1990s to today: Adventures in policy… and a birthday!
Building on its record, CCAPA became a respected source of advice and counsel in the legislature. Enhanced marketing, planning commissioner training, and insurance were added; California’s conferences developed increasing creativity; and for the first time, a sitting California governor addressed the state conference in 1991 just as a devastating fire scarred the Oakland hills.
The chapter began honoring long-time officers and retired professionals; those receptions evolved into the Planners Emeritus Network. It was the first such venture by any chapter in the country. Record-breaking national (San Francisco) and state conferences marked the decade. The planning program at UC Irvine won PAB accreditation.
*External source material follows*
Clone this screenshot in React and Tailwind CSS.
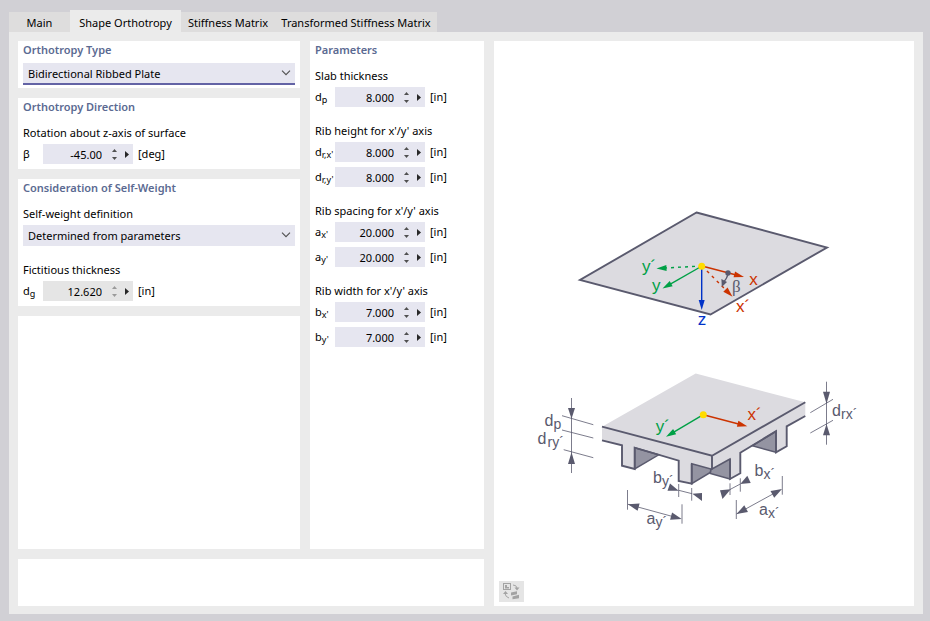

When the chapter’s 50th anniversary arrived in 1998, the chapter hosted a celebration on the beach, topped with a huge cake. In an impromptu fundraiser that evening, the chapter raised $2,600 in pledges which, matched with a contribution from the CCAPA board, created the funding to open the APA California Archives at California State University, Northridge.
Carrying new branding on its 60th anniversary, California Chapter is today the largest among the nation’s 46 chapters with membership topping 5,000 and an annual budget of $500,000. The Board’s leadership in member communications, legislative action, diversity, planning commissioner training and member programs places the chapter in an enviable position, both among similar organizations in Sacramento and among APA chapters nationally.
The California Planning Foundation continues to generate more than $30,000 annually through its auctions and donations while APA California’s other related organization, the California Planning Roundtable, has become a respected contributor to the discussion of planning issues in California. Most recently the Chapter has expanded its programs to serve young professionals through the 2008 creation of the Young Planners Group (YPG), created by the very planners it seeks to serve. YPG represents the first ongoing commitment to the interests and development of young professionals, carried out at both Chapter and Section levels by an energetic and engaged leadership.